Multi-Agenten Systeme und das Supervisor Pattern
Die Fähigkeit von Sprachmodellen, als Agenten zu fungieren, hängt direkt von ihrer Möglichkeit ab, strukturiertes Output (z. B. JSON oder Markdown) zu erzeugen. Dadurch werden parsebare Tool- oder Funktionsaufrufe ermöglicht – sei es für Wetter-APIs, Datenbanken oder Shell-Befehle. Diese Fähigkeit wird durch konversationelles Fine-Tuning entwickelt.
Was in Wirklichkeit ein mehrstufiger Prozess ist, erscheint Nutzer:innen von ChatGPT, Cursor oder anderen KI-Anwendungen mit Agenten im Hintergrund wie ein einzelner LLM-Aufruf. Wichtig ist dabei: Sprachmodelle definieren lediglich die Policy. Die eigentliche Ausführung erfolgt durch ein zwischengeschaltetes Framework (z. B. LangGraph, CrewAI usw.).

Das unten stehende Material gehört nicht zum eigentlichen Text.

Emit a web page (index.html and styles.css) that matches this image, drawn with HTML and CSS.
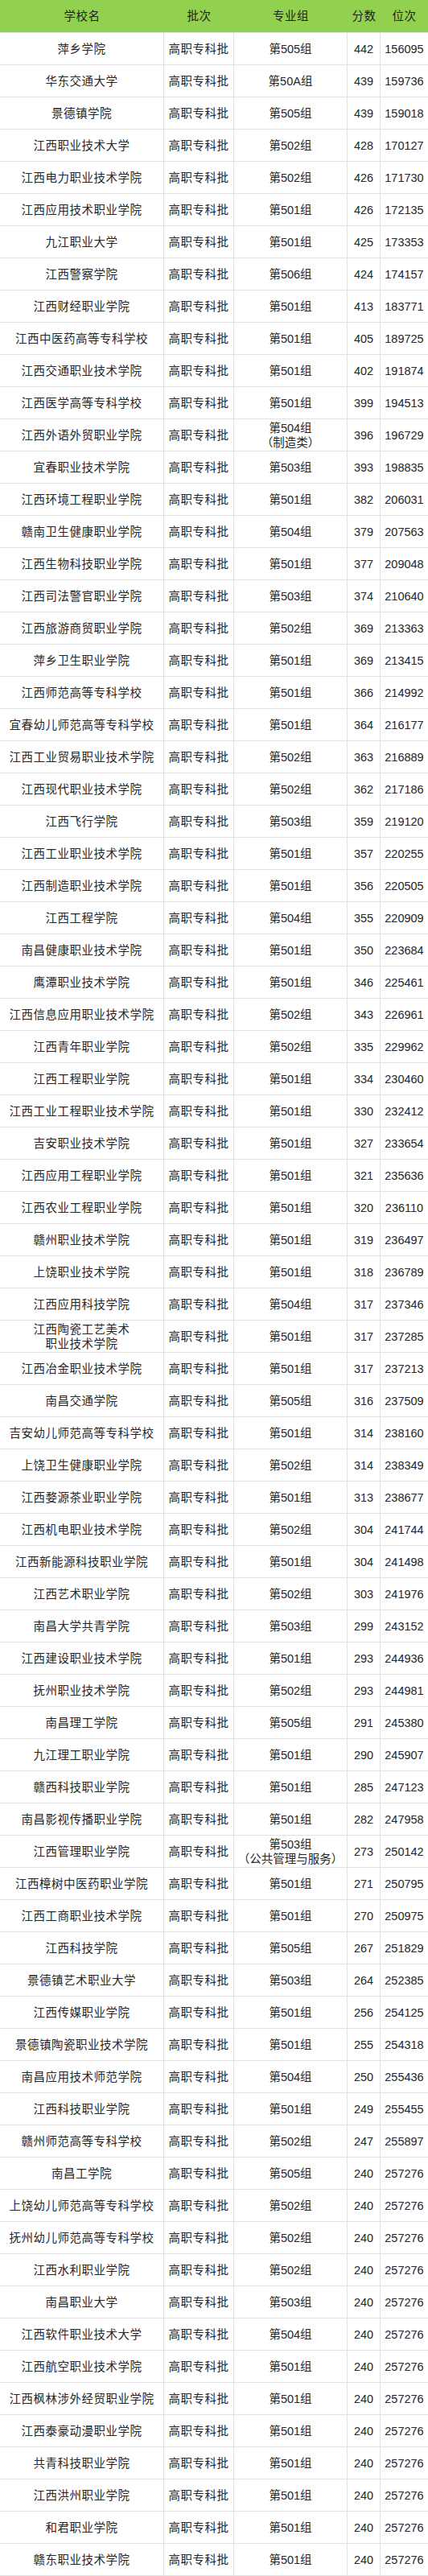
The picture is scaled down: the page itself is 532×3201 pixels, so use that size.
FILE: index.html
```html
<!DOCTYPE html>
<html lang="zh-CN">
<head>
<meta charset="utf-8">
<title>高职专科批投档线</title>
<link rel="stylesheet" href="styles.css">
</head>
<body>
<div class="sheet">
  <div class="row head"><div class="c t">学校名</div><div class="c t">批次</div><div class="c t">专业组</div><div class="c t">分数</div><div class="c t">位次</div></div>
  <div class="row"><div class="c t">萍乡学院</div><div class="c t">高职专科批</div><div class="c">第505组</div><div class="c">442</div><div class="c">156095</div></div>
  <div class="row"><div class="c t">华东交通大学</div><div class="c t">高职专科批</div><div class="c">第50A组</div><div class="c">439</div><div class="c">159736</div></div>
  <div class="row"><div class="c t">景德镇学院</div><div class="c t">高职专科批</div><div class="c">第505组</div><div class="c">439</div><div class="c">159018</div></div>
  <div class="row"><div class="c t">江西职业技术大学</div><div class="c t">高职专科批</div><div class="c">第502组</div><div class="c">428</div><div class="c">170127</div></div>
  <div class="row"><div class="c t">江西电力职业技术学院</div><div class="c t">高职专科批</div><div class="c">第502组</div><div class="c">426</div><div class="c">171730</div></div>
  <div class="row"><div class="c t">江西应用技术职业学院</div><div class="c t">高职专科批</div><div class="c">第501组</div><div class="c">426</div><div class="c">172135</div></div>
  <div class="row"><div class="c t">九江职业大学</div><div class="c t">高职专科批</div><div class="c">第501组</div><div class="c">425</div><div class="c">173353</div></div>
  <div class="row"><div class="c t">江西警察学院</div><div class="c t">高职专科批</div><div class="c">第506组</div><div class="c">424</div><div class="c">174157</div></div>
  <div class="row"><div class="c t">江西财经职业学院</div><div class="c t">高职专科批</div><div class="c">第501组</div><div class="c">413</div><div class="c">183771</div></div>
  <div class="row"><div class="c t">江西中医药高等专科学校</div><div class="c t">高职专科批</div><div class="c">第501组</div><div class="c">405</div><div class="c">189725</div></div>
  <div class="row"><div class="c t">江西交通职业技术学院</div><div class="c t">高职专科批</div><div class="c">第501组</div><div class="c">402</div><div class="c">191874</div></div>
  <div class="row"><div class="c t">江西医学高等专科学校</div><div class="c t">高职专科批</div><div class="c">第501组</div><div class="c">399</div><div class="c">194513</div></div>
  <div class="row"><div class="c t">江西外语外贸职业学院</div><div class="c t">高职专科批</div><div class="c">第504组<br>（制造类）</div><div class="c">396</div><div class="c">196729</div></div>
  <div class="row"><div class="c t">宜春职业技术学院</div><div class="c t">高职专科批</div><div class="c">第503组</div><div class="c">393</div><div class="c">198835</div></div>
  <div class="row"><div class="c t">江西环境工程职业学院</div><div class="c t">高职专科批</div><div class="c">第501组</div><div class="c">382</div><div class="c">206031</div></div>
  <div class="row"><div class="c t">赣南卫生健康职业学院</div><div class="c t">高职专科批</div><div class="c">第504组</div><div class="c">379</div><div class="c">207563</div></div>
  <div class="row"><div class="c t">江西生物科技职业学院</div><div class="c t">高职专科批</div><div class="c">第501组</div><div class="c">377</div><div class="c">209048</div></div>
  <div class="row"><div class="c t">江西司法警官职业学院</div><div class="c t">高职专科批</div><div class="c">第503组</div><div class="c">374</div><div class="c">210640</div></div>
  <div class="row"><div class="c t">江西旅游商贸职业学院</div><div class="c t">高职专科批</div><div class="c">第502组</div><div class="c">369</div><div class="c">213363</div></div>
  <div class="row"><div class="c t">萍乡卫生职业学院</div><div class="c t">高职专科批</div><div class="c">第501组</div><div class="c">369</div><div class="c">213415</div></div>
  <div class="row"><div class="c t">江西师范高等专科学校</div><div class="c t">高职专科批</div><div class="c">第501组</div><div class="c">366</div><div class="c">214992</div></div>
  <div class="row"><div class="c t">宜春幼儿师范高等专科学校</div><div class="c t">高职专科批</div><div class="c">第501组</div><div class="c">364</div><div class="c">216177</div></div>
  <div class="row"><div class="c t">江西工业贸易职业技术学院</div><div class="c t">高职专科批</div><div class="c">第502组</div><div class="c">363</div><div class="c">216889</div></div>
  <div class="row"><div class="c t">江西现代职业技术学院</div><div class="c t">高职专科批</div><div class="c">第502组</div><div class="c">362</div><div class="c">217186</div></div>
  <div class="row"><div class="c t">江西飞行学院</div><div class="c t">高职专科批</div><div class="c">第503组</div><div class="c">359</div><div class="c">219120</div></div>
  <div class="row"><div class="c t">江西工业职业技术学院</div><div class="c t">高职专科批</div><div class="c">第501组</div><div class="c">357</div><div class="c">220255</div></div>
  <div class="row"><div class="c t">江西制造职业技术学院</div><div class="c t">高职专科批</div><div class="c">第501组</div><div class="c">356</div><div class="c">220505</div></div>
  <div class="row"><div class="c t">江西工程学院</div><div class="c t">高职专科批</div><div class="c">第504组</div><div class="c">355</div><div class="c">220909</div></div>
  <div class="row"><div class="c t">南昌健康职业技术学院</div><div class="c t">高职专科批</div><div class="c">第501组</div><div class="c">350</div><div class="c">223684</div></div>
  <div class="row"><div class="c t">鹰潭职业技术学院</div><div class="c t">高职专科批</div><div class="c">第501组</div><div class="c">346</div><div class="c">225461</div></div>
  <div class="row"><div class="c t">江西信息应用职业技术学院</div><div class="c t">高职专科批</div><div class="c">第502组</div><div class="c">343</div><div class="c">226961</div></div>
  <div class="row"><div class="c t">江西青年职业学院</div><div class="c t">高职专科批</div><div class="c">第502组</div><div class="c">335</div><div class="c">229962</div></div>
  <div class="row"><div class="c t">江西工程职业学院</div><div class="c t">高职专科批</div><div class="c">第501组</div><div class="c">334</div><div class="c">230460</div></div>
  <div class="row"><div class="c t">江西工业工程职业技术学院</div><div class="c t">高职专科批</div><div class="c">第501组</div><div class="c">330</div><div class="c">232412</div></div>
  <div class="row"><div class="c t">吉安职业技术学院</div><div class="c t">高职专科批</div><div class="c">第501组</div><div class="c">327</div><div class="c">233654</div></div>
  <div class="row"><div class="c t">江西应用工程职业学院</div><div class="c t">高职专科批</div><div class="c">第501组</div><div class="c">321</div><div class="c">235636</div></div>
  <div class="row"><div class="c t">江西农业工程职业学院</div><div class="c t">高职专科批</div><div class="c">第501组</div><div class="c">320</div><div class="c">236110</div></div>
  <div class="row"><div class="c t">赣州职业技术学院</div><div class="c t">高职专科批</div><div class="c">第501组</div><div class="c">319</div><div class="c">236497</div></div>
  <div class="row"><div class="c t">上饶职业技术学院</div><div class="c t">高职专科批</div><div class="c">第501组</div><div class="c">318</div><div class="c">236789</div></div>
  <div class="row"><div class="c t">江西应用科技学院</div><div class="c t">高职专科批</div><div class="c">第504组</div><div class="c">317</div><div class="c">237346</div></div>
  <div class="row"><div class="c t">江西陶瓷工艺美术<br>职业技术学院</div><div class="c t">高职专科批</div><div class="c">第501组</div><div class="c">317</div><div class="c">237285</div></div>
  <div class="row"><div class="c t">江西冶金职业技术学院</div><div class="c t">高职专科批</div><div class="c">第501组</div><div class="c">317</div><div class="c">237213</div></div>
  <div class="row"><div class="c t">南昌交通学院</div><div class="c t">高职专科批</div><div class="c">第505组</div><div class="c">316</div><div class="c">237509</div></div>
  <div class="row"><div class="c t">吉安幼儿师范高等专科学校</div><div class="c t">高职专科批</div><div class="c">第501组</div><div class="c">314</div><div class="c">238160</div></div>
  <div class="row"><div class="c t">上饶卫生健康职业学院</div><div class="c t">高职专科批</div><div class="c">第502组</div><div class="c">314</div><div class="c">238349</div></div>
  <div class="row"><div class="c t">江西婺源茶业职业学院</div><div class="c t">高职专科批</div><div class="c">第501组</div><div class="c">313</div><div class="c">238677</div></div>
  <div class="row"><div class="c t">江西机电职业技术学院</div><div class="c t">高职专科批</div><div class="c">第502组</div><div class="c">304</div><div class="c">241744</div></div>
  <div class="row"><div class="c t">江西新能源科技职业学院</div><div class="c t">高职专科批</div><div class="c">第501组</div><div class="c">304</div><div class="c">241498</div></div>
  <div class="row"><div class="c t">江西艺术职业学院</div><div class="c t">高职专科批</div><div class="c">第502组</div><div class="c">303</div><div class="c">241976</div></div>
  <div class="row"><div class="c t">南昌大学共青学院</div><div class="c t">高职专科批</div><div class="c">第503组</div><div class="c">299</div><div class="c">243152</div></div>
  <div class="row"><div class="c t">江西建设职业技术学院</div><div class="c t">高职专科批</div><div class="c">第501组</div><div class="c">293</div><div class="c">244936</div></div>
  <div class="row"><div class="c t">抚州职业技术学院</div><div class="c t">高职专科批</div><div class="c">第502组</div><div class="c">293</div><div class="c">244981</div></div>
  <div class="row"><div class="c t">南昌理工学院</div><div class="c t">高职专科批</div><div class="c">第505组</div><div class="c">291</div><div class="c">245380</div></div>
  <div class="row"><div class="c t">九江理工职业学院</div><div class="c t">高职专科批</div><div class="c">第501组</div><div class="c">290</div><div class="c">245907</div></div>
  <div class="row"><div class="c t">赣西科技职业学院</div><div class="c t">高职专科批</div><div class="c">第501组</div><div class="c">285</div><div class="c">247123</div></div>
  <div class="row"><div class="c t">南昌影视传播职业学院</div><div class="c t">高职专科批</div><div class="c">第501组</div><div class="c">282</div><div class="c">247958</div></div>
  <div class="row"><div class="c t">江西管理职业学院</div><div class="c t">高职专科批</div><div class="c">第503组<br>（公共管理与服务）</div><div class="c">273</div><div class="c">250142</div></div>
  <div class="row"><div class="c t">江西樟树中医药职业学院</div><div class="c t">高职专科批</div><div class="c">第501组</div><div class="c">271</div><div class="c">250795</div></div>
  <div class="row"><div class="c t">江西工商职业技术学院</div><div class="c t">高职专科批</div><div class="c">第501组</div><div class="c">270</div><div class="c">250975</div></div>
  <div class="row"><div class="c t">江西科技学院</div><div class="c t">高职专科批</div><div class="c">第505组</div><div class="c">267</div><div class="c">251829</div></div>
  <div class="row"><div class="c t">景德镇艺术职业大学</div><div class="c t">高职专科批</div><div class="c">第503组</div><div class="c">264</div><div class="c">252385</div></div>
  <div class="row"><div class="c t">江西传媒职业学院</div><div class="c t">高职专科批</div><div class="c">第501组</div><div class="c">256</div><div class="c">254125</div></div>
  <div class="row"><div class="c t">景德镇陶瓷职业技术学院</div><div class="c t">高职专科批</div><div class="c">第501组</div><div class="c">255</div><div class="c">254318</div></div>
  <div class="row"><div class="c t">南昌应用技术师范学院</div><div class="c t">高职专科批</div><div class="c">第504组</div><div class="c">250</div><div class="c">255436</div></div>
  <div class="row"><div class="c t">江西科技职业学院</div><div class="c t">高职专科批</div><div class="c">第501组</div><div class="c">249</div><div class="c">255455</div></div>
  <div class="row"><div class="c t">赣州师范高等专科学校</div><div class="c t">高职专科批</div><div class="c">第502组</div><div class="c">247</div><div class="c">255897</div></div>
  <div class="row"><div class="c t">南昌工学院</div><div class="c t">高职专科批</div><div class="c">第505组</div><div class="c">240</div><div class="c">257276</div></div>
  <div class="row"><div class="c t">上饶幼儿师范高等专科学校</div><div class="c t">高职专科批</div><div class="c">第502组</div><div class="c">240</div><div class="c">257276</div></div>
  <div class="row"><div class="c t">抚州幼儿师范高等专科学校</div><div class="c t">高职专科批</div><div class="c">第502组</div><div class="c">240</div><div class="c">257276</div></div>
  <div class="row"><div class="c t">江西水利职业学院</div><div class="c t">高职专科批</div><div class="c">第502组</div><div class="c">240</div><div class="c">257276</div></div>
  <div class="row"><div class="c t">南昌职业大学</div><div class="c t">高职专科批</div><div class="c">第503组</div><div class="c">240</div><div class="c">257276</div></div>
  <div class="row"><div class="c t">江西软件职业技术大学</div><div class="c t">高职专科批</div><div class="c">第504组</div><div class="c">240</div><div class="c">257276</div></div>
  <div class="row"><div class="c t">江西航空职业技术学院</div><div class="c t">高职专科批</div><div class="c">第501组</div><div class="c">240</div><div class="c">257276</div></div>
  <div class="row"><div class="c t">江西枫林涉外经贸职业学院</div><div class="c t">高职专科批</div><div class="c">第501组</div><div class="c">240</div><div class="c">257276</div></div>
  <div class="row"><div class="c t">江西泰豪动漫职业学院</div><div class="c t">高职专科批</div><div class="c">第501组</div><div class="c">240</div><div class="c">257276</div></div>
  <div class="row"><div class="c t">共青科技职业学院</div><div class="c t">高职专科批</div><div class="c">第501组</div><div class="c">240</div><div class="c">257276</div></div>
  <div class="row"><div class="c t">江西洪州职业学院</div><div class="c t">高职专科批</div><div class="c">第501组</div><div class="c">240</div><div class="c">257276</div></div>
  <div class="row"><div class="c t">和君职业学院</div><div class="c t">高职专科批</div><div class="c">第501组</div><div class="c">240</div><div class="c">257276</div></div>
  <div class="row"><div class="c t">赣东职业技术学院</div><div class="c t">高职专科批</div><div class="c">第501组</div><div class="c">240</div><div class="c">257276</div></div>
</div>
</body>
</html>
```

FILE: styles.css
```css
html, body {
  margin: 0;
  padding: 0;
  background: #ffffff;
}

body {
  font-family: "Liberation Sans", "Noto Sans CJK SC", sans-serif;
  font-size: 14.5px;
  color: #262626;
}

.sheet {
  width: 532px;
  border-bottom: 1px solid #e1e1e1;
}

.row {
  display: grid;
  grid-template-columns: 204px 87px 141px 41px 59px;
  height: 40px;
  box-sizing: border-box;
  border-top: 1px solid #e1e1e1;
}

.row.head {
  border-top: none;
  background: #92d050;
  color: #1f1f1f;
}

.c {
  display: flex;
  align-items: center;
  justify-content: center;
  text-align: center;
  white-space: nowrap;
  line-height: 18px;
  box-sizing: border-box;
  border-right: 1px solid #e1e1e1;
  overflow: hidden;
}

.c:last-child {
  border-right: none;
}

.row.head .c {
  border-right: none;
}

.t {
  letter-spacing: 0.5px;
}
```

Für komplexere Aufgaben kann es sinnvoll sein, mehrere Agenten zu verbinden. Im sogenannten Supervisor-Pattern übernimmt ein zentraler Agent das anfängliche Routing zum jeweils passenden Experten. Technisch lässt sich dies – ähnlich wie Tool-Beschreibungen – über den System-Prompt implementieren. Besonders in Fällen, in denen Aufgaben klar voneinander getrennt sind, bieten Multi-Agent-Systeme Vorteile: Tool-Beschreibungen können auf verschiedene Agenten verteilt werden. Das spart Tokens und verbessert die Antwortqualität.